Che approccio dare alla vita? È una domanda che a volte ci si pone e di non semplice soluzione.
Semplificare o generalizzare è difficile, tuttavia, cercheremo di dare un punto di vista funzionale.
Da sempre l’essere umano cerca di dare un senso alla propria vita e agli eventi che lo coinvolgono, il più delle volte partendo dal presupposto che ciò che accade sia esterno a noi in un rapporto di casualità più che di causalità.
Ritengo piuttosto vero il contrario, l’ambiente in cui viviamo e le relative relazioni sono il risultato di una concatenazione che nasce dalla nostra visione della vita e del senso che le diamo.
Cercherò di semplificare nella speranza di non banalizzare.
Poniamo di poter dividere in due approcci base il senso dell’esistenza: siamo qui per godere; siamo qui per imparare.
Nel primo caso l’approccio non potrà che essere edonistico, con una ricerca del piacere e fuga dalle esperienze dolorose. Come un surfista che passa di onda in onda cercando di rimanere sulla cresta per godere della cavalcata perfetta.
Attitudine molto umana e comprensibile, il piacere e lo stare bene è una situazione positiva, chi non lo vorrebbe?

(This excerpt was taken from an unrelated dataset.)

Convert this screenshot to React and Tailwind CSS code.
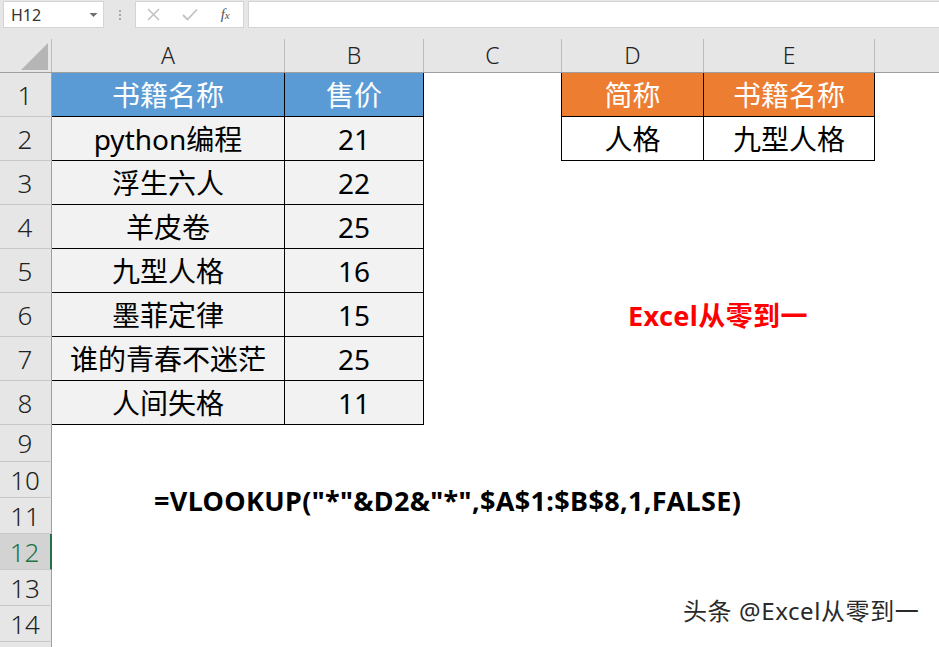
import React from "react";

const cols = [
  { key: "A", w: "w-[233px]" },
  { key: "B", w: "w-[139px]" },
  { key: "C", w: "w-[138px]" },
  { key: "D", w: "w-[142px]" },
  { key: "E", w: "w-[171px]" },
];

const books = [
  ["python编程", "21"],
  ["浮生六人", "22"],
  ["羊皮卷", "25"],
  ["九型人格", "16"],
  ["墨菲定律", "15"],
  ["谁的青春不迷茫", "25"],
  ["人间失格", "11"],
];

const FONT = { fontFamily: '"Noto Sans", "Noto Sans CJK SC", sans-serif' };

function RowHead({ n, h, selected }) {
  return (
    <div
      className={
        "w-[52px] shrink-0 flex items-center justify-center border-b border-b-[#c8c8c8] text-[26px] leading-none font-light " +
        h +
        (selected
          ? " bg-[#d3d3d3] text-[#217346] border-r-2 border-r-[#217346]"
          : " bg-[#e6e6e6] text-[#222] border-r border-r-[#9f9f9f]")
      }
    >
      <span className="pr-[1px]">{n}</span>
    </div>
  );
}

function Cell({ w, className = "", children }) {
  return (
    <div
      className={
        w +
        " shrink-0 flex items-center justify-center text-[28px] leading-none " +
        className
      }
    >
      {children}
    </div>
  );
}

export default function App() {
  return (
    <div
      className="relative w-[939px] h-[647px] overflow-hidden bg-white"
      style={FONT}
    >
      {/* formula bar */}
      <div className="h-[37px] bg-[#e6e6e6] flex items-start pt-[1px] pl-[3px]">
        <div className="w-[101px] h-[27px] bg-white border border-[#d4d4d4] flex items-center justify-between pl-[7px] pr-[5px]">
          <span className="text-[16px] text-[#333] leading-none">H12</span>
          <svg width="9" height="6" viewBox="0 0 9 6">
            <path d="M0.5 1 L8.5 1 L4.5 5 Z" fill="#707070" />
          </svg>
        </div>
        <div className="w-[31px] h-[27px] flex flex-col items-center justify-center gap-[2px]">
          <div className="w-[2px] h-[2px] bg-[#a8a8a8]" />
          <div className="w-[2px] h-[2px] bg-[#a8a8a8]" />
          <div className="w-[2px] h-[2px] bg-[#a8a8a8]" />
        </div>
        <div className="w-[109px] h-[27px] bg-white border border-[#d4d4d4] flex items-center">
          <div className="w-[36px] flex justify-center">
            <svg width="13" height="13" viewBox="0 0 13 13">
              <path d="M1 1 L12 12 M12 1 L1 12" stroke="#c2c2c2" strokeWidth="1.6" />
            </svg>
          </div>
          <div className="w-[36px] flex justify-center">
            <svg width="16" height="13" viewBox="0 0 16 13">
              <path d="M1 7 L5.5 11.5 L15 1.5" stroke="#c2c2c2" strokeWidth="1.8" fill="none" />
            </svg>
          </div>
          <div className="w-[36px] flex justify-center">
            <span
              className="text-[15px] italic text-[#555] leading-none"
              style={{ fontFamily: '"Liberation Serif", serif' }}
            >
              f<span className="text-[11px]">x</span>
            </span>
          </div>
        </div>
        <div className="ml-[4px] flex-1 h-[27px] bg-white border border-[#d4d4d4] border-r-0" />
      </div>

      {/* column headers */}
      <div className="h-[36px] bg-[#e6e6e6] border-b border-[#9f9f9f] flex items-end">
        <div className="w-[52px] h-[33px] shrink-0 border-r border-[#bcbcbc] flex items-end justify-end pr-[3px] pb-[2px]">
          <svg width="27" height="27" viewBox="0 0 27 27">
            <path d="M0 27 L27 27 L27 0 Z" fill="#b5b5b5" />
          </svg>
        </div>
        {cols.map((c) => (
          <div
            key={c.key}
            className={
              c.w +
              " h-[33px] shrink-0 border-r border-[#bcbcbc] flex items-center justify-center text-[23px] font-light text-[#222] leading-none"
            }
          >
            {c.key}
          </div>
        ))}
        <div className="flex-1" />
      </div>

      {/* row 1 */}
      <div className="flex h-[44px]">
        <RowHead n={1} h="h-[44px]" />
        <Cell w="w-[233px]" className="bg-[#5b9bd5] text-white border-r border-b border-black">
          书籍名称
        </Cell>
        <Cell w="w-[139px]" className="bg-[#5b9bd5] text-white border-r border-b border-black">
          售价
        </Cell>
        <Cell w="w-[138px]" className="border-r border-black" />
        <Cell w="w-[142px]" className="bg-[#ed7d31] text-white border-r border-b border-black">
          简称
        </Cell>
        <Cell w="w-[171px]" className="bg-[#ed7d31] text-white border-r border-b border-black">
          书籍名称
        </Cell>
      </div>

      {/* rows 2-8 */}
      {books.map(([name, price], i) => (
        <div key={i} className="flex h-[44px]">
          <RowHead n={i + 2} h="h-[44px]" />
          <Cell w="w-[233px]" className="bg-[#f2f2f2] text-black border-r border-b border-black">
            {name}
          </Cell>
          <Cell w="w-[139px]" className="bg-[#f2f2f2] text-black border-r border-b border-black">
            {price}
          </Cell>
          {i === 0 ? (
            <>
              <Cell w="w-[138px]" className="border-r border-black" />
              <Cell w="w-[142px]" className="text-black border-r border-b border-black">
                人格
              </Cell>
              <Cell w="w-[171px]" className="text-black border-r border-b border-black">
                九型人格
              </Cell>
            </>
          ) : null}
        </div>
      ))}

      {/* rows 9-15 */}
      <div className="flex h-[37px]">
        <RowHead n={9} h="h-[37px]" />
      </div>
      {[10, 11, 12, 13, 14].map((n) => (
        <div key={n} className="flex h-[36px]">
          <RowHead n={n} h="h-[36px]" selected={n === 12} />
        </div>
      ))}
      <div className="flex h-[36px]">
        <div className="w-[52px] h-[36px] shrink-0 bg-[#e6e6e6] border-r border-[#9f9f9f]" />
      </div>

      {/* overlay texts */}
      <div className="absolute left-[628px] top-[302px] text-[27px] tracking-[0.4px] font-bold text-[#ff0000] leading-none whitespace-nowrap">
        Excel从零到一
      </div>
      <div className="absolute left-[154px] top-[487px] text-[27px] tracking-[0.35px] font-bold text-black leading-none whitespace-nowrap">
        =VLOOKUP("*"&amp;D2&amp;"*",$A$1:$B$8,1,FALSE)
      </div>
      <div
        className="absolute left-[683px] top-[599px] text-[24px] tracking-[0.6px] text-[#2a2a2a] leading-none whitespace-nowrap"
        style={{ textShadow: "0 0 2px #fff, 0 0 2px #fff" }}
      >
        头条 @Excel从零到一
      </div>
    </div>
  );
}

Il pericolo si nasconde nel cercare compulsivamente solo ciò, fuggendo dall’affrontare i problemi che le nostre azioni necessariamente ci portano a dover risolvere, e tale pericolo si manifesta nel cambiare onda, situazione, ogniqualvolta al piacere si sovrappone il fastidio o il dolore.
I problemi non affrontati e irrisolti non scompaiono, si ripresenteranno ciclicamente sempre più grevi fino ad affossarci.
Nel secondo caso l’approccio sarà quello del ricercatore, che anziché fuggire dai problemi, con l’aiuto della logica li analizza e ne cerca radici e soluzioni, come il palombaro che si immerge nell’oscurità degli abissi per esplorarli e conoscerli.
Senza palombari la nostra civiltà sarebbe lungi dai traguardi di conoscenza attuali.
Anche qui il pericolo si nasconde nel cercare compulsivamente solo ciò.
Anche il palombaro più esperto sa che non si può essere sempre immersi nelle profondità, pena la perdita di sé stessi, la vita va vissuta anche in leggerezza e a volte lasciare che sia per non trasformarla in un asettico esperimento privo di emozioni e sentimenti, aspetti fondamentali del nostro essere umani. Senza i quali risultiamo anaffettivi e disumani.
Il mare che rappresenta la nostra esistenza va vissuto possibilmente a pieno, capendo quando è giusto surfare in allegria e compagnia e quando invece tuffarsi negli abissi immergendosi nelle meraviglie della conoscenza e della consapevolezza.
La vita come ogni mare che si rispetti a volte presenta tempeste e uragani, in quel caso non serve essere né palombaro né surfista, non rimane che fare il bravo comandante che cerca di mantenere una rotta sicura con il timone saldo in mano, consapevole che prima o poi finirà.
Allora deciderà se rilassarsi un po’ come surfista o comprendere meglio l’accaduto come palombaro. In consapevolezza.